Earlier this year, when I showed you Liverpool’s Anglican Cathedral, I said we’d be back to take a look at its Roman Catholic counterpart, down the other end of Hope Street. Yesterday, on a sopping wet day of constant rain this happened. It also happened to be Sarah’s birthday.
But before we get to the relatively modern Catholic cathedral that ended up getting built, I want to show you what might have been. And then pay a visit to a bit of this ‘might have been’ that is almost secretly there, underneath the modern reality.

In the 1930s, Edwin Lutyens, the architect who designed the Cenotaph and much of New Delhi, designed what would have been the largest cathedral in the world. Work began on the foundations and the crypt, while money began to be raised for the rest of the structure. World War Two then interrupted the building works. And then post-war austerity and changing tastes ended them altogether.

The crypt was roofed over, and come 1967 a more modest and modern cathedral had been erected on top.

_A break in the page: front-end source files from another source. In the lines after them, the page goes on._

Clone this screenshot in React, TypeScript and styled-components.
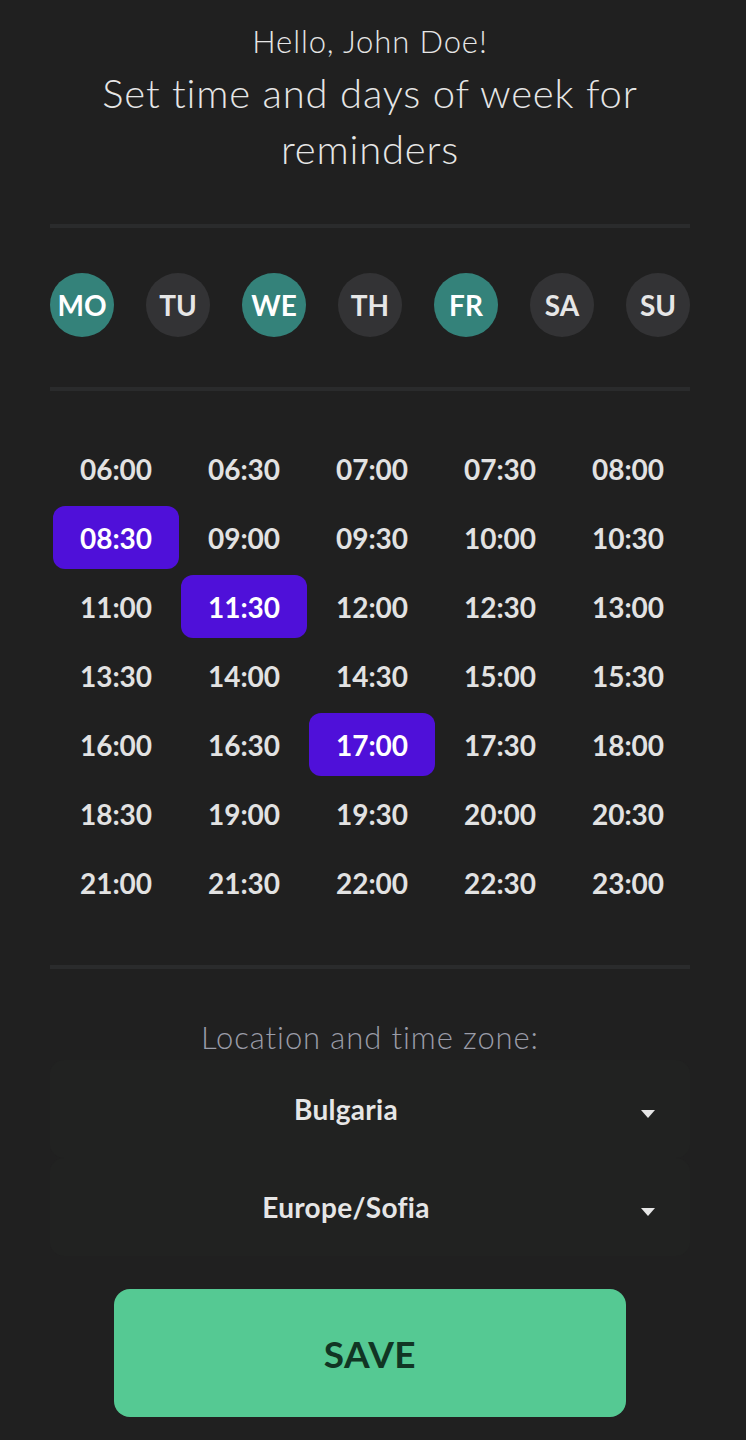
import React, { useState } from 'react'
import styled, { createGlobalStyle, css } from 'styled-components'

const GlobalStyle = createGlobalStyle`
  body {
    margin: 0;
    background: #202020;
    font-family: Lato, "Noto Sans", sans-serif;
    color: #e8e8e8;
  }
`

const Page = styled.div`
  width: 640px;
  margin: 0 0 0 50px;
  padding: 23px 0 22px;
  display: flex;
  flex-direction: column;
  align-items: stretch;
`

const Header = styled.header`
  display: flex;
  flex-direction: column;
  align-items: center;
  padding-bottom: 47px;
`

const Greeting = styled.div`
  font-size: 31px;
  font-weight: 300;
  line-height: 36px;
  letter-spacing: 0.9px;
  color: #e6e6e6;
`

const Title = styled.h1`
  margin: 6px 0 0;
  max-width: 560px;
  text-align: center;
  font-size: 40px;
  font-weight: 300;
  line-height: 56px;
  letter-spacing: 0.8px;
  color: #e6e6e6;
`

const Divider = styled.hr`
  margin: 0;
  border: none;
  height: 4px;
  background: #2a2b2c;
`

const DaysRow = styled.div`
  display: flex;
  justify-content: space-between;
  padding: 45px 0 50px;
`

interface ActiveProps {
  active?: boolean
}

const DayButton = styled.button<ActiveProps>`
  width: 64px;
  height: 64px;
  border-radius: 50%;
  border: none;
  padding: 0;
  display: flex;
  align-items: center;
  justify-content: center;
  font-family: inherit;
  font-size: 28px;
  font-weight: 700;
  color: #e6e6e6;
  background: #333335;
  cursor: pointer;

  ${props => props.active && css`
    background: #34827a;
    color: #ffffff;
  `}
`

const TimeGrid = styled.div`
  display: grid;
  grid-template-columns: repeat(5, 128px);
  grid-auto-rows: 69px;
  padding: 43px 0 48px 2px;
`

const TimeSlot = styled.button<ActiveProps>`
  margin: 3px 1px;
  border: none;
  border-radius: 12px;
  background: transparent;
  font-family: inherit;
  font-size: 28px;
  font-weight: 700;
  color: #e2e2e2;
  cursor: pointer;

  ${props => props.active && css`
    background: #4f10d9;
    color: #ffffff;
  `}
`

const Label = styled.div`
  margin-top: 50px;
  text-align: center;
  font-size: 31px;
  font-weight: 300;
  line-height: 36px;
  letter-spacing: 0.9px;
  color: #9a9ca8;
`

const SelectGroup = styled.div`
  display: flex;
  flex-direction: column;
  margin-top: 5px;
`

const SelectBox = styled.div`
  position: relative;
  height: 98px;
  display: flex;
  align-items: center;
  justify-content: center;
  background: #212221;
  border-radius: 14px;
  font-size: 28px;
  font-weight: 700;
  letter-spacing: 0.3px;
  color: #e6e6e6;
`

const SelectText = styled.span`
  margin-right: 48px;
`

const Caret = styled.span`
  position: absolute;
  right: 35px;
  top: 50%;
  margin-top: 1px;
  width: 0;
  height: 0;
  border-left: 7.5px solid transparent;
  border-right: 7.5px solid transparent;
  border-top: 8px solid #e6e6e6;
`

const SaveButton = styled.button`
  align-self: center;
  margin-top: 33px;
  width: 512px;
  height: 128px;
  border: none;
  border-radius: 16px;
  background: #55c993;
  color: #113524;
  font-family: inherit;
  font-size: 37px;
  font-weight: 700;
  letter-spacing: 0.5px;
  cursor: pointer;
`

const days = ['MO', 'TU', 'WE', 'TH', 'FR', 'SA', 'SU']

const times: string[] = []
for (let h = 6; h <= 23; h++) {
  const hh = h.toString().padStart(2, '0')
  times.push(`${hh}:00`)
  if (h < 23) times.push(`${hh}:30`)
}

const App = (): React.ReactElement => {
  const [activeDays, setActiveDays] = useState<string[]>(['MO', 'WE', 'FR'])
  const [activeTimes, setActiveTimes] = useState<string[]>(['08:30', '11:30', '17:00'])

  const toggleDay = (d: string) =>
    setActiveDays(prev => (prev.includes(d) ? prev.filter(x => x !== d) : [...prev, d]))
  const toggleTime = (t: string) =>
    setActiveTimes(prev => (prev.includes(t) ? prev.filter(x => x !== t) : [...prev, t]))

  return (
    <>
      <GlobalStyle />
      <Page>
        <Header>
          <Greeting>Hello, John Doe!</Greeting>
          <Title>Set time and days of week for reminders</Title>
        </Header>
        <Divider />
        <DaysRow>
          {days.map(d => (
            <DayButton key={d} active={activeDays.includes(d)} onClick={() => toggleDay(d)}>
              {d}
            </DayButton>
          ))}
        </DaysRow>
        <Divider />
        <TimeGrid>
          {times.map(t => (
            <TimeSlot key={t} active={activeTimes.includes(t)} onClick={() => toggleTime(t)}>
              {t}
            </TimeSlot>
          ))}
        </TimeGrid>
        <Divider />
        <Label>Location and time zone:</Label>
        <SelectGroup>
          <SelectBox>
            <SelectText>Bulgaria</SelectText>
            <Caret />
          </SelectBox>
          <SelectBox>
            <SelectText>Europe/Sofia</SelectText>
            <Caret />
          </SelectBox>
        </SelectGroup>
        <SaveButton>SAVE</SaveButton>
      </Page>
    </>
  )
}

export default App
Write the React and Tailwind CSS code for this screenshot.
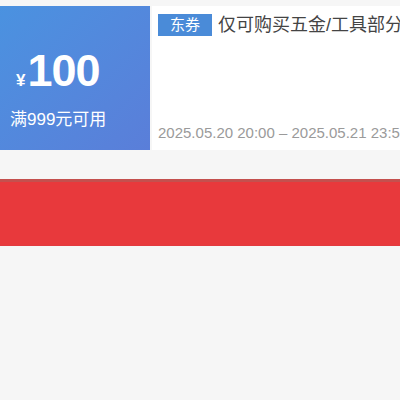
export default function App() {
  return (
    <div className="w-[400px] h-[400px] bg-[#f6f6f6] overflow-hidden" style={{ fontFamily: '"Liberation Sans", "Noto Sans CJK SC", sans-serif' }}>
      <div className="h-[6px]" />
      <div className="flex h-[144px]">
        <div className="w-[150px] shrink-0 bg-gradient-to-br from-[#4a92e0] to-[#5a7ed9] flex flex-col pl-[10px]">
          <div className="flex items-baseline mt-[42px] pl-[6px] text-white leading-none">
            <span className="text-[17px] font-bold mr-[2px]">¥</span>
            <span className="text-[45px] font-bold tracking-[-1px]">100</span>
          </div>
          <div className="text-white text-[17px] leading-none mt-[18px]">满999元可用</div>
        </div>
        <div className="flex-1 bg-white ml-[2px] flex flex-col pl-[6px] overflow-hidden">
          <div className="flex items-center mt-[8px] whitespace-nowrap">
            <span className="shrink-0 bg-[#4a8bd8] text-white text-[15px] leading-[22px] w-[54px] text-center">东券</span>
            <span className="ml-[6px] text-[18px] text-[#444] leading-none">仅可购买五金/工具部分商品</span>
          </div>
          <div className="mt-auto mb-[10px] text-[15px] text-[#9a9a9a] whitespace-nowrap leading-none">2025.05.20 20:00 – 2025.05.21 23:59</div>
        </div>
      </div>
      <div className="h-[29px]" />
      <div className="h-[67px] bg-[#e8393c] border-t-[3px] border-[#c4504e] border-b border-b-[#e23a3f]" />
    </div>
  );
}
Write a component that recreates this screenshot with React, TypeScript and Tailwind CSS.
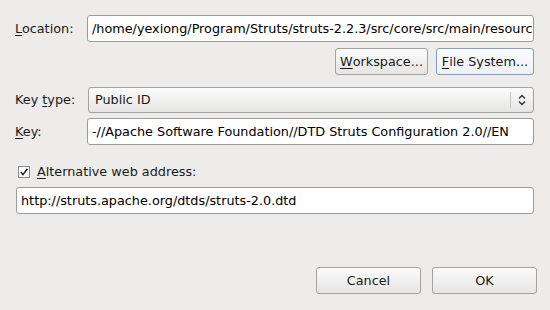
import React from "react";

const font = { fontFamily: '"DejaVu Sans", "Liberation Sans", sans-serif' };

function Mn({ c }: { c: string }) {
  return <span className="underline underline-offset-[2px] decoration-1">{c}</span>;
}

function Field({ value, className = "" }: { value: string; className?: string }) {
  return (
    <div
      className={`h-[27px] bg-white border border-[#9c9c9c] rounded-[3px] flex items-center pl-[4px] overflow-hidden whitespace-nowrap text-[12.8px] text-black ${className}`}
    >
      {value}
    </div>
  );
}

function Button({ children, focus = false, className = "" }: { children: React.ReactNode; focus?: boolean; className?: string }) {
  return (
    <div
      className={`h-[27px] rounded-[3px] border flex items-center justify-center text-[12.8px] text-[#1a1a1a] ${
        focus
          ? "border-[#7d9ec9] bg-gradient-to-b from-[#fbfcfd] to-[#eef1f5]"
          : "border-[#a3a3a3] bg-gradient-to-b from-[#fcfcfc] to-[#e6e5e4]"
      } ${className}`}
    >
      {children}
    </div>
  );
}

export default function App() {
  return (
    <div className="w-[550px] h-[310px] bg-[#edeceb] text-[12.8px] text-[#1a1a1a] pl-[15px] pr-[16px] pt-[15px]" style={font}>
      {/* Location */}
      <div className="flex items-center">
        <div className="w-[72px]">
          <Mn c="L" />ocation:
        </div>
        <Field className="flex-1" value="/home/yexiong/Program/Struts/struts-2.2.3/src/core/src/main/resources/struts-2.0.dtd" />
      </div>
      <div className="flex justify-end gap-[8px] mt-[6px]">
        <Button className="w-[93px]">
          <Mn c="W" />orkspace...
        </Button>
        <Button focus className="w-[98px]">
          <Mn c="F" />ile System...
        </Button>
      </div>

      {/* Key type */}
      <div className="flex items-center mt-[12px]">
        <div className="w-[73px]">
          Key <Mn c="t" />ype:
        </div>
        <div className="flex-1 h-[26px] rounded-[3px] border border-[#a3a3a3] bg-gradient-to-b from-[#fcfcfc] to-[#e6e5e4] flex items-center pl-[6px]">
          <span className="flex-1">Public ID</span>
          <div className="w-px h-[16px] bg-[#c6c5c4]" />
          <svg width="22" height="16" viewBox="0 0 22 16" className="shrink-0">
            <path d="M8 6.5 L11 3.5 L14 6.5" fill="none" stroke="#2e2e2e" strokeWidth="1.3" />
            <path d="M8 9.5 L11 12.5 L14 9.5" fill="none" stroke="#2e2e2e" strokeWidth="1.3" />
          </svg>
        </div>
      </div>

      {/* Key */}
      <div className="flex items-center mt-[5px]">
        <div className="w-[72px]">
          <Mn c="K" />ey:
        </div>
        <Field className="flex-1" value="-//Apache Software Foundation//DTD Struts Configuration 2.0//EN" />
      </div>

      {/* Alternative */}
      <div className="flex items-center h-[22px] mt-[16px] pl-[3px] gap-[7px]">
        <svg width="12" height="12" viewBox="0 0 12 12" className="shrink-0">
          <rect x="0.5" y="0.5" width="11" height="11" fill="#fff" stroke="#8a8a8a" />
          <path d="M2.8 6 L5 8.6 L9.4 2.8" fill="none" stroke="#1e1e1e" strokeWidth="1.5" />
        </svg>
        <span>
          <Mn c="A" />lternative web address:
        </span>
      </div>
      <Field className="mt-[4px] ml-[1px]" value="http://struts.apache.org/dtds/struts-2.0.dtd" />

      {/* Buttons */}
      <div className="flex justify-end gap-[11px] mt-[53px] -mr-[3px]">
        <Button className="w-[105px]">Cancel</Button>
        <Button className="w-[105px]">OK</Button>
      </div>
    </div>
  );
}
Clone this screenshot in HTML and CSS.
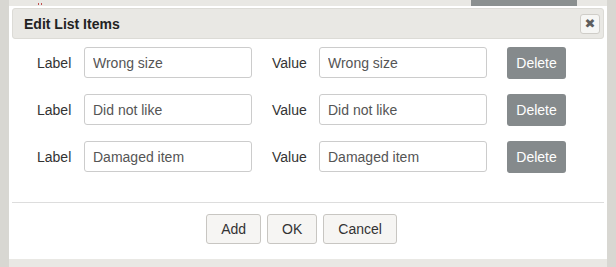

I was an altar boy at the opening celebrations in May 1967. Just a couple of years before my early faith in the Catholic religion faded away for good.
And in the years that followed the vast structure of the Lutyens crypt slept on under the modern cathedral, almost unnoticed by most of the people of Liverpool.


Recently, though, the great crypt has been joined to the ‘new’ cathedral. So, robbed of our planned Sarah’s birthday walk on the Shining Shore by the torrential rain, we set off on what would be her first visit to the Lutyens Crypt. The new Crypt entrance and stairs seen here on a much sunnier day than we had yesterday.
You go in through the main doors of the cathedral, pay your £3 each and begin your descent into a dream of what might have been. Down into the basement of an unfinished story.





And it really is like one huge, mostly underground cathedral. There is no single, great, gathering space. Just corridor after corridor of vast,brick and pillared archways. We are, after all, standing in the foundations of the biggest cathedral in the world.
Some of the space is used for an exhibition of the history of the place. There’s a performance space with a Steinway grand piano on the stage. And part of it is clearly a working chapel, lit by candles. But most of it is gloriously empty.
And, having no religious faith, either of us, how come we like the place so much? Well, I suppose like all great buildings, we appreciate the human imaginations that made it and constructed it. We enjoy what being in the space feels like. The sound of almost silence. The peace of a thing done perfectly.


After such peace, it’s eventually time to leave. Time for a brief look around ‘upstairs.’ So, we emerge from our dream of what might have been, up the lovely new stairs, into the cathedral that really did get built in the 1960s.

A circular space, a vision of a more egalitarian time.




And it’s time for lunch. The Cathedral does have an ok kind of café that we’ve been to once or twice. But it’s not good enough for your birthday.


Love it!!! Also, am I being too girly if I say I also love that shawl Sarah is wearing? Did she make it? Also, don’t have to be religious to feel spiritual. xoxo
Hi Kathi, Sarah calls it a poncho. And no, she didn’t make it, it was Rachel’s and is thus much treasured.
Oh, how perfect. No wonder I loved it as soon as I saw it. xo
Not girly at all… it’s a gorgeous garment and is always complimented. xoxo
What a gorgeous place! Thanks for the photo-tour. And happy birthday to Sarah! May you have many, many more! xox
Thanks Jan! xox
No you certainly do not have to be religious to appreciate and absorb the glories of a beautiful cathedral. Recently I spent some time sitting in silent contemplationi in St Mary’s Cathedral Perth. Recently renovated, the cathedral would once have been set above the city centre from its hilltop site but other buildings have overtaken its presence. But this cathedral shines with amazing natural light that pours in through huge windows on to rows of polished jarrah pews. The outside walls have been cleaned and the sandstone positively gleams. While I was there the organist began playing, Bach I think, amazing ! So I understand how you feel about your building and such an enthralling story about the secret cathedral. Lovely photographs by the way.
Thank you Mandy, Sarah took most of the photographs this time. Her camera’s smaller than mine, so she was safely able to ignore the vaguely bossy ‘No photography’ signs in the Crypt!
And I too love silent contemplation in cathedrals. I close my eyes and get lost in the echoey silence.
Great post, I love exploring the cathedrals round here, some great pictures.